Facing each other in the Championship for the first time since the 2005 All-Ireland final, this was a game that both Cork and Galway's seasons rested upon and quite possibly the futures of their respective managers. Ger Loughnane's side got off to a poor start, going 0-04 to 0-00 behind with the Cork forwards all on target. Ten minutes in however, Joe Canning got Galway into contention as he shrugged off the challenge of Diarmuid O'Sullivan and sneaked a stunning shot past Dónal Óg Cusack for his first goal. Some time later a swift Galway attack ended with Alan Kerins batting the sliotar to the Cork net but referee Barry Kelly had already blown his whistle before the goal was scored. Kelly penalised Cork 'keeper Cusack for a foul on Kerins. The foul earned Cusack his second yellow card, Cork were suddenly down to 14 men and they had a penalty to defend. After converting the penalty Canning had 2-04 to show for the first 35 minutes. In the second-half Galway struggled to pull away and Cork managed to heap the pressure on them with a run of six successive points. Loughnane's team threw everything they had at their opponents in the closing ten minutes. Canning tried his heart out, firing over three late points but Ben O'Connor had the last word when he split the posts with a superb effort from near the sideline.

===Vs Clare===

----
27 July
Quarter-final
Clare 2-17 - 2-19 Cork
  Clare: N Gilligan 0-8 (3f, 1 '65'), D Mc Mahon, B Nugent 1-1 each, J Clancy, T Carmody 0-2 each, G Quinn (1f), P Donnellan, B O'Connell (sl) 0-1 each.
  Cork: B O'Connor 0-7 (3f, 1 '65'), T McCarthy, K Murphy 1-0 each, P Horgan 0-3, P Cronin, N Ronan 0-2 each, T Kenny, J O'Connor, N McCarthy, C Naughton, J Deane 0-1 each.
----

For the third weekend in-a-row Cork faced a win-or-bust championship game. A feature of the opening quarter was Cork full-back Diarmuid O'Sullivan's struggle to keep tabs on the elusive Niall Gilligan. Wides blighted Clare's play in the Munster final and wayward shooting was again threatening to derail them on this occasion. The tempo of the game increased as Barry Nugent turned onto his right and pointed.
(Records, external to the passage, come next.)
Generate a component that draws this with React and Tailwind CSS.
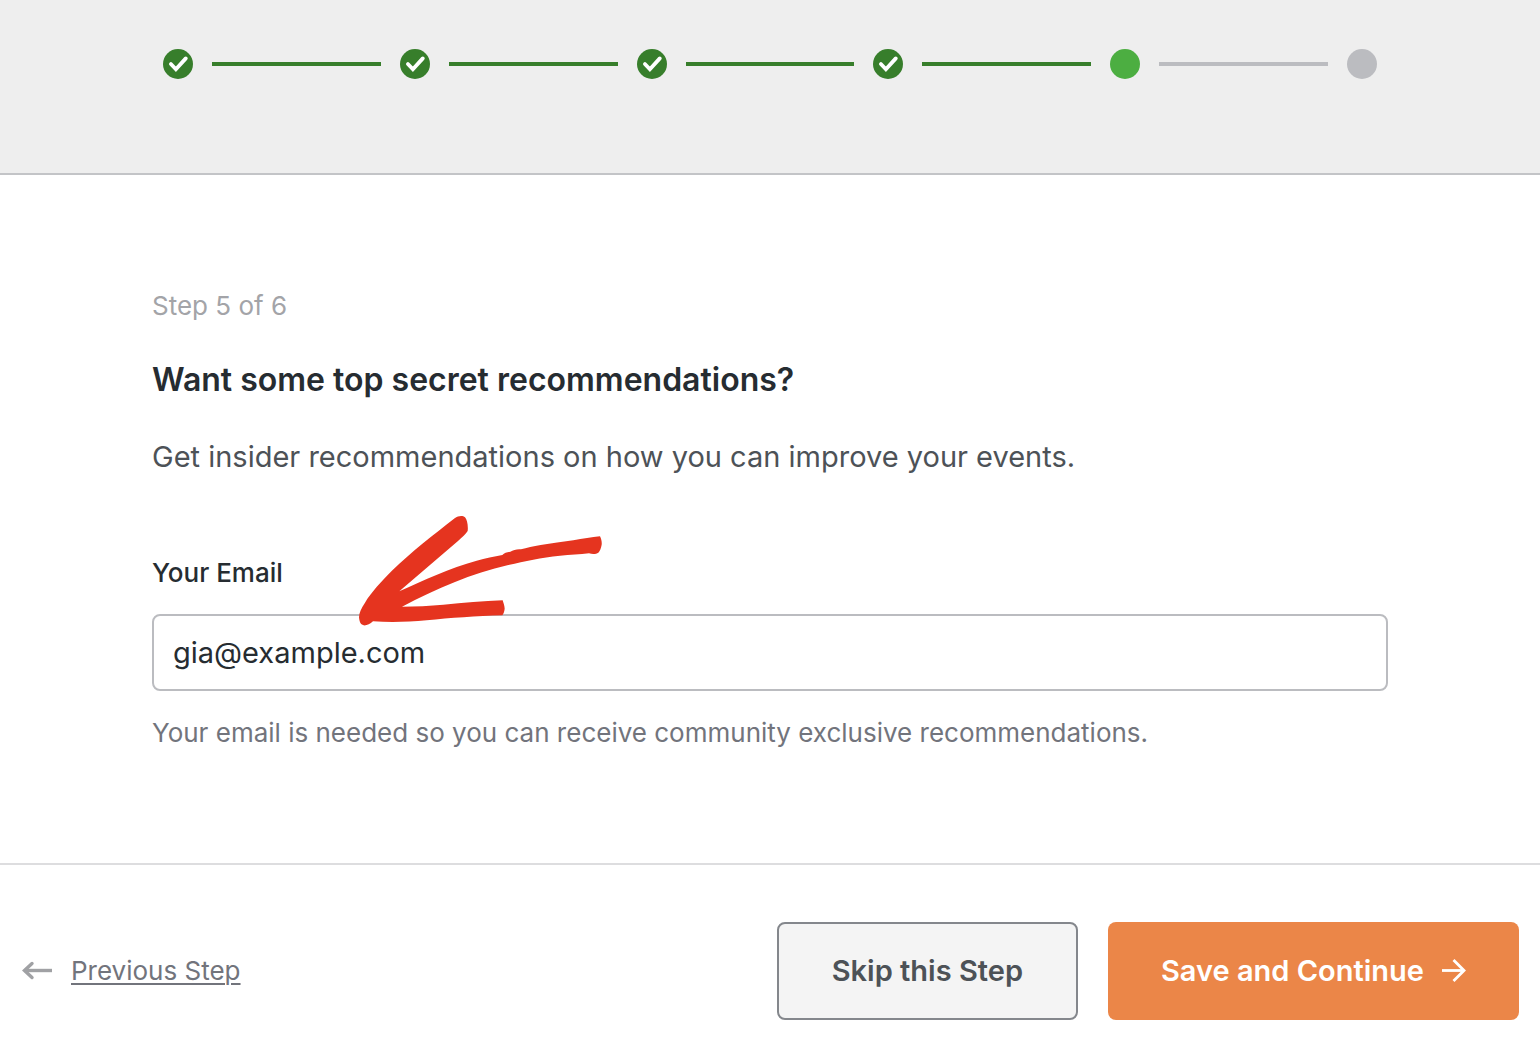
import { useState } from 'react';

const STEPS = ['done', 'done', 'done', 'done', 'current', 'upcoming'];

const dotColors = {
    done: 'bg-[#377e2b]',
    current: 'bg-[#4cae41]',
    upcoming: 'bg-[#bbbcc0]',
};

function StepDot({ state }) {
    return (
        <span className={`flex size-[30px] shrink-0 items-center justify-center rounded-full ${dotColors[state]}`}>
            {state === 'done' && (
                <svg viewBox="0 0 30 30" className="size-full" fill="none" stroke="#fff" strokeWidth="3.8" aria-hidden="true">
                    <path d="M7.9 15 L12.9 20.2 L22.8 9.4" strokeLinecap="round" strokeLinejoin="miter" />
                </svg>
            )}
        </span>
    );
}

function Progress() {
    return (
        <header className="border-b-2 border-[#c3c4c7] bg-[#eeeeee] px-[163px] pt-[49px] pb-[94px]">
            <ol className="flex items-center">
                {STEPS.map((state, i) => (
                    <li key={i} className={`flex items-center ${i > 0 ? 'flex-1' : ''}`}>
                        {i > 0 && (
                            <span className={`mx-[19px] h-1 flex-1 ${state === 'upcoming' ? 'bg-[#bbbcc0]' : 'bg-[#377e2b]'}`} />
                        )}
                        <StepDot state={state} />
                    </li>
                ))}
            </ol>
        </header>
    );
}

function RedArrow() {
    return (
        <svg
            viewBox="51 45 738 336"
            className="pointer-events-none absolute -top-[99px] left-[205px] h-28 w-[246px]"
            fill="#e5341f"
            aria-hidden="true"
        >
            <path d="M57 352 C57 338 64 325 75 308 C93 278 124 244 158 210 C212 158 280 105 344 55 C355 47 368 46 375 52 C381 59 385 76 383 93 C378 102 366 112 354 123 L178 274 C250 242 330 203 410 182 C436 175 462 170 487 165 C493 159 500 156 511 155 C520 150 530 147 543 148 C560 143 580 139 602 135 C635 130 668 125 700 121 C728 116 755 111 780 109 C784 117 786 126 785 134 C783 144 780 153 775 158 C768 163 757 163 747 160 C720 163 690 164 660 167 C603 173 555 184 505 195 C395 220 290 266 186 320 C225 320 270 317 310 314 C370 309 430 303 488 301 C490 308 494 318 494 326 C493 334 491 341 487 346 C410 348 330 354 260 361 C205 366 150 367 99 364 C90 372 80 377 71 376 C61 374 58 363 57 352 Z" />
        </svg>
    );
}

function EmailForm() {
    const [email, setEmail] = useState('gia@example.com');

    return (
        <main className="px-[152px] pt-[115px] pb-[114px]">
            <p className="text-[26px] leading-8 text-[#a3a4a8]">Step 5 of 6</p>
            <h1 className="mt-9 text-[32px] leading-11 font-semibold text-[#262c31]">
                Want some top secret recommendations?
            </h1>
            <p className="mt-[35px] text-[29px] leading-10 text-[#4d5257]">
                Get insider recommendations on how you can improve your events.
            </p>
            <label htmlFor="email" className="mt-20 block text-[26px] leading-8 font-medium text-[#262c31]">
                Your Email
            </label>
            <div className="relative mt-[25px]">
                <input
                    id="email"
                    type="email"
                    value={email}
                    onChange={(e) => setEmail(e.target.value)}
                    className="block h-[77px] w-full rounded-lg border-2 border-[#bbbcc0] bg-white px-[19px] text-[29px] text-[#262c31] outline-none"
                />
                <RedArrow />
            </div>
            <p className="mt-[26px] text-[26px] leading-8 text-[#72747c]">
                Your email is needed so you can receive community exclusive recommendations.
            </p>
        </main>
    );
}

function Footer() {
    return (
        <footer className="flex items-center justify-between border-t-2 border-[#dddddf] px-[21px] pt-[57px] pb-[21px]">
            <div className="flex items-center gap-[18px]">
                <svg viewBox="0 0 32 20" className="h-5 w-8" fill="none" stroke="#a0a1a4" strokeWidth="3.4" aria-hidden="true">
                    <path d="M3.5 9.5 H31" />
                    <path d="M11 2.5 L3.5 9.5 L11 16.5" strokeLinecap="round" />
                </svg>
                <a href="#previous" className="text-[26px] leading-8 text-[#72747c] underline decoration-2 underline-offset-3">
                    Previous Step
                </a>
            </div>
            <div className="flex gap-[30px]">
                <button
                    type="button"
                    className="h-[98px] rounded-lg border-2 border-[#84878c] bg-[#f4f4f4] px-[53px] text-[29px] font-semibold text-[#4d5257]"
                >
                    Skip this Step
                </button>
                <button
                    type="button"
                    className="flex h-[98px] items-center gap-[18px] rounded-lg bg-[#eb8648] px-[53px] text-[29px] font-semibold text-white"
                >
                    Save and Continue
                    <svg viewBox="0 0 24 24" className="size-6" fill="none" stroke="currentColor" strokeWidth="2.8" aria-hidden="true">
                        <path d="M0 11.5 H22" />
                        <path d="M11.5 1 L22 11.5 L11.5 22" />
                    </svg>
                </button>
            </div>
        </footer>
    );
}

export default function App() {
    return (
        <div className="min-h-screen bg-white font-['Inter',sans-serif]">
            <Progress />
            <EmailForm />
            <Footer />
        </div>
    );
}
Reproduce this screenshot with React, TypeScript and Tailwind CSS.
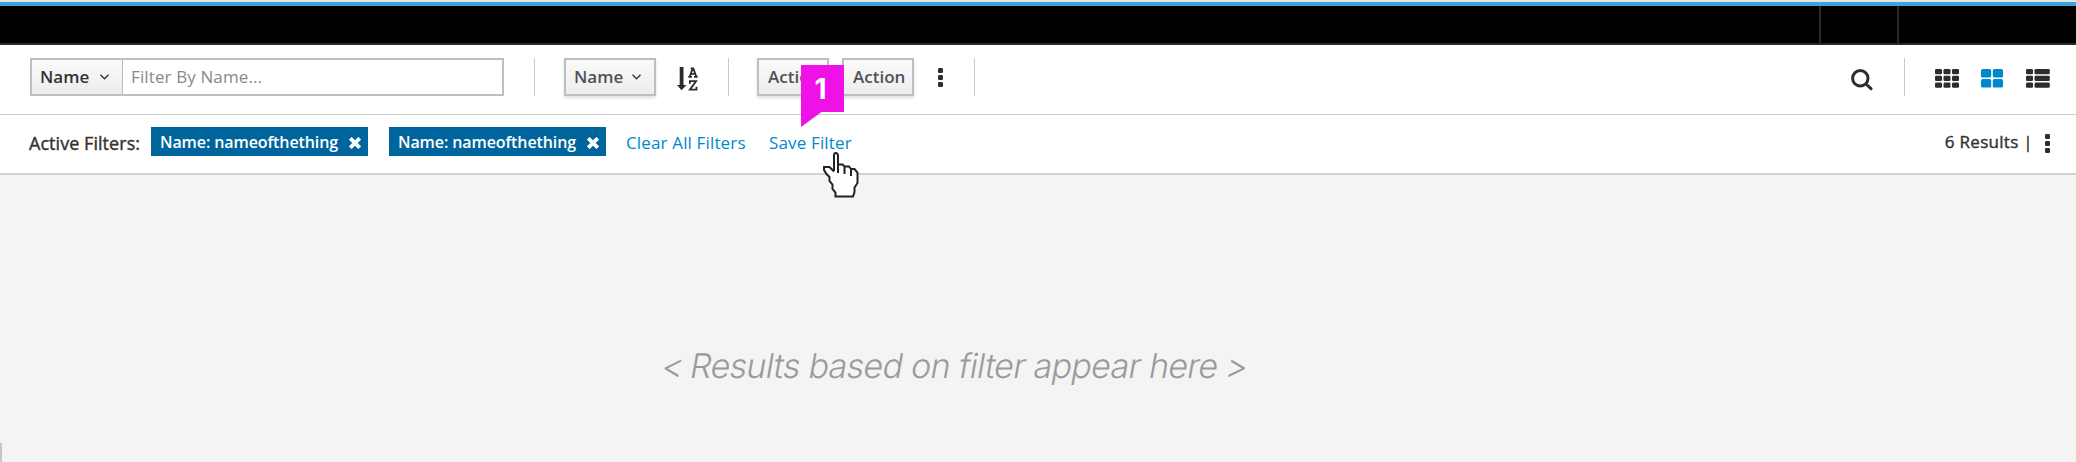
import type { ReactNode } from "react";

function Divider({ className = "" }: { className?: string }) {
  return <div className={`h-[38px] w-px shrink-0 bg-[#cbcbcb] ${className}`} />;
}

function Chevron({ className = "" }: { className?: string }) {
  return (
    <svg className={`h-[6px] w-[9px] shrink-0 ${className}`} viewBox="0 0 9 6" fill="none" stroke="#333" strokeWidth="1.3">
      <path d="M0.5 0.7 4.5 4.8 8.5 0.7" />
    </svg>
  );
}

function Kebab({ className = "" }: { className?: string }) {
  return (
    <svg className={`h-[19px] w-[5px] shrink-0 ${className}`} viewBox="0 0 5 19" fill="#2d2d2d">
      <rect width="5" height="5" rx="1.2" />
      <rect y="7" width="5" height="5" rx="1.2" />
      <rect y="14" width="5" height="5" rx="1.2" />
    </svg>
  );
}

function Button({ children, className = "" }: { children: ReactNode; className?: string }) {
  return (
    <button
      className={`flex h-[38px] shrink-0 items-center border-2 border-[#bfbfbf] bg-linear-to-b from-[#fafafa] to-[#ededed] pb-px pl-[8px] text-[17px] font-semibold text-[#4d5258] shadow-[0_2px_3px_rgba(0,0,0,0.12)] ${className}`}
    >
      {children}
    </button>
  );
}

function Chip({ className = "" }: { className?: string }) {
  return (
    <div className={`flex h-[29px] w-[217px] shrink-0 items-center bg-[#00659c] pl-[9px] text-[16px] font-semibold text-white ${className}`}>
      <span className="w-[189px] tracking-[-0.1px] whitespace-nowrap">Name: nameofthething</span>
      <svg className="mt-[2px] h-[12px] w-[12px]" viewBox="0 0 12 12" stroke="#fff" strokeWidth="3.8">
        <path d="M1.3 1.3 10.7 10.7M10.7 1.3 1.3 10.7" />
      </svg>
    </div>
  );
}

export default function App() {
  return (
    <div className="relative flex h-[462px] w-[2076px] flex-col overflow-hidden bg-[#f4f4f4] font-['Open_Sans',sans-serif] text-[#333]">
      <div className="h-[2px] shrink-0 bg-[#e4e4e4]" />
      <div className="h-[4px] shrink-0 bg-[#39a5dc]" />
      <header className="flex h-[39px] shrink-0 border-b-2 border-[#292929] bg-black pl-[1819px]">
        <div className="w-[80px] border-x-2 border-[#292929]" />
      </header>

      <div className="flex h-[70px] shrink-0 items-start border-b border-[#cdcdcd] bg-white pt-[13px]">
        <div className="ml-[30px] flex h-[38px] w-[474px] border-2 border-[#bfbfbf]">
          <div className="flex w-[91px] items-center border-r border-[#bbb] bg-linear-to-b from-[#fafafa] to-[#ededed] pb-px pl-[8px] text-[17px] font-semibold">
            <span className="w-[60px]">Name</span>
            <Chevron />
          </div>
          <div className="flex flex-1 items-center pb-px pl-[8px] text-[17px] tracking-[0.12px] text-[#858a90]">Filter By Name...</div>
        </div>
        <Divider className="ml-[30px]" />
        <Button className="ml-[29px] w-[92px]">
          <span className="w-[58px] text-left">Name</span>
          <Chevron />
        </Button>
        <svg className="mt-[9px] ml-[21px] h-[24px] w-[22px]" viewBox="0 0 22 24" fill="#2d2d2d">
          <path d="M2.7 0h3.8v18h3L4.6 23.3 0 18h2.7z" />
          <g fill="none" stroke="#2d2d2d" strokeWidth="1.8">
            <path d="M12.7 9.6 15.7 1.5H16.3L19.3 9.6M11.3 9.8h3.6M17 9.8h3.7M13.7 6.9h4.6M13.7 1.5h2.6" />
            <path d="M12.9 16.8v-2.7h6.2L12.9 22.6h6.6v-2.8" />
          </g>
        </svg>
        <Divider className="ml-[29px]" />
        <Button className="ml-[28px] w-[72px] pl-[9px]">Action</Button>
        <Button className="ml-[13px] w-[72px] pl-[9px]">Action</Button>
        <Kebab className="mt-[10px] ml-[24px]" />
        <Divider className="ml-[31px]" />
        <svg className="mt-[11px] ml-[876px] h-[22px] w-[22px]" viewBox="0 0 22 22" fill="none" stroke="#2d2d2d" strokeWidth="3">
          <circle cx="9.3" cy="9.3" r="7.7" />
          <path d="M15 15 20 19.7" strokeLinecap="round" />
        </svg>
        <Divider className="ml-[31px]" />
        <svg className="mt-[11px] ml-[30px] h-[19px] w-[24px]" viewBox="0 0 24 19" fill="#2d2d2d">
          {[0, 8.5, 17].map((x) => [0, 6.8, 13.6].map((y) => <rect key={`${x}-${y}`} x={x} y={y} width="7" height="5.2" rx="1.3" />))}
        </svg>
        <svg className="mt-[11px] ml-[22px] h-[19px] w-[22px]" viewBox="0 0 22 19" fill="#0088ce">
          {[0, 11.8].map((x) => [0, 10].map((y) => <rect key={`${x}-${y}`} x={x} y={y} width="10.2" height="8.6" rx="1.6" />))}
        </svg>
        <svg className="mt-[11px] ml-[23px] h-[19px] w-[24px]" viewBox="0 0 24 19" fill="#2d2d2d">
          {[0, 6.8, 13.6].map((y) => (
            <g key={y}>
              <rect y={y} width="7" height="5.2" rx="1.3" />
              <rect x="8.5" y={y} width="15.3" height="5.2" rx="1.3" />
            </g>
          ))}
        </svg>
      </div>

      <div className="flex h-[60px] shrink-0 items-start border-b-2 border-[#d1d1d1] bg-white pt-[12px] text-[17px] leading-[32px] whitespace-nowrap">
        <span className="ml-[29px] w-[122px] text-[18px] tracking-[0.05px] [-webkit-text-stroke:0.4px_#333]">Active Filters:</span>
        <Chip />
        <Chip className="ml-[21px]" />
        <a className="ml-[20px] w-[143px] tracking-[0.15px] text-[#0088ce]">Clear All Filters</a>
        <a className="tracking-[0.15px] text-[#0088ce]">Save Filter</a>
        <span className="ml-auto leading-[29px] tracking-[0.3px] [-webkit-text-stroke:0.4px_#333]">6 Results |</span>
        <Kebab className="mt-[7px] mr-[26px] ml-[12px]" />
      </div>

      <main className="flex flex-1 pt-[167px] pl-[662px]">
        <p className="h-[48px] skew-x-[-10deg] font-['Inter',sans-serif] text-[34px] leading-[48px] font-light tracking-[-0.68px] whitespace-nowrap text-[#9a9a9a]">
          <span className="tracking-[-1.6px]">&lt; </span>Results based on filter appear here<span className="tracking-[-1.6px]"> &gt;</span>
        </p>
      </main>
      <div className="absolute bottom-0 left-0 h-[19px] w-[2px] bg-[#c6c6c6]" />

      <div className="absolute top-[65px] left-[801px] h-[62px] w-[43px]">
        <svg className="absolute inset-0" width="43" height="62" viewBox="0 0 43 62">
          <path d="M0 0H43V47H20.5L0 62z" fill="#ee12e6" />
        </svg>
        <span className="relative block pt-px pr-[4px] text-center font-['Inter',sans-serif] text-[28px] leading-[47px] font-bold text-white">1</span>
      </div>

      <svg className="absolute top-[151px] left-[822px]" width="38" height="47" viewBox="0 0 38 47">
        <path
          d="M11.500 4.500Q11.500 2 13.500 2T16 4.500V13.500H20.500L23 15H27.500L31 18H33.500L35.500 21.500V32L32.500 36.500V41L30.500 45.500H13V41.500L10.500 38V33.500L7.500 30V26L4.500 23L2.500 19V16H7.500L11.500 19z"
          fill="#fff"
        />
        <path
          d="M12 20V4.500Q12 2 13.800 2T16 4.500V22M16 13.500H20.500L22.500 15.500V23M22.500 15.500H27L29 18V25M29 18H32.500L35.500 21.500V32L32.500 36.500V41L31 45.500H13.500V41.500L10.500 38V33.500L7.500 30V26L4.500 23L2 19V16H7.500L12 20.500"
          fill="none"
          stroke="#222"
          strokeWidth="2"
        />
      </svg>
    </div>
  );
}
A brace of points came from Pat Donnellan and Clare then turned on the afterburners to score 1-04 without reply. Eight points in arrears and staring at an embarrassing championship exit, half-time came at just the right time for Cork. Just as they did when they were in trouble at the break in the Galway game, Cork rallied superbly with a brilliant second half performance. Incredibly, the deficit was back to just four points - 1-11 to 1-07 - within three minutes of the restart. Timmy McCarthy followed up with a timely goal. A short while later Clare were just about keeping Cork at arm's length. As the clock ticked towards 70 minutes, Cork never really looked assured. Searching for that levelling point, Clare were left wanting. It was left to Neil Ronan to confirm crestfallen Clare's exit from the championship as he landed the insurance point in the 72nd minute.

===Vs Kilkenny===
----
10 August
Semi-final
Kilkenny 1-23 - 0-17 Cork
  Kilkenny: H Shefflin 0-11 (6f), E Larkin 1-2, A Fogarty 0-5, TJ Reid 0-2, R Power, E Brennan, J Fitzpatrick 0-1 each.
  Cork: B O'Connor 0-8 (8f), N McCarthy, T Kenny, J O'Connor 0-2 each, C Naughton, J Gardiner, P Cronin 0-1 each.
----

In a unique fixture Cork's All-Ireland semi-final meeting with Kilkenny was the first time in the history of the championship that both sides met outside of the All-Ireland final. Kilkenny were hoping for a victory to keep their three-in-a-row dream on track, while Cork were hoping to deny 'the Cats' a spot in the championship decider and a chance to go one ahead of Cork in the all-time roll of honour. The game began evenly enough and the sides were level six times in the opening twenty-one minutes. Just on the half-hour mark Eoin Larkin found himself in space for a Kilkenny goal to give his side a 1-09 to 0-06 lead. While Cork came back for a brief time in the second half, the deadly accuracy of Henry Shefflin made sure that a victory for 'the Cats' was always going to be the outcome. The nearest Cork came to closing the gap in the second half was to make it a five-point margin. But a great point by Martin Comerford showed that Kilkenny were ready to step up a further gear as they swept to a comprehensive win.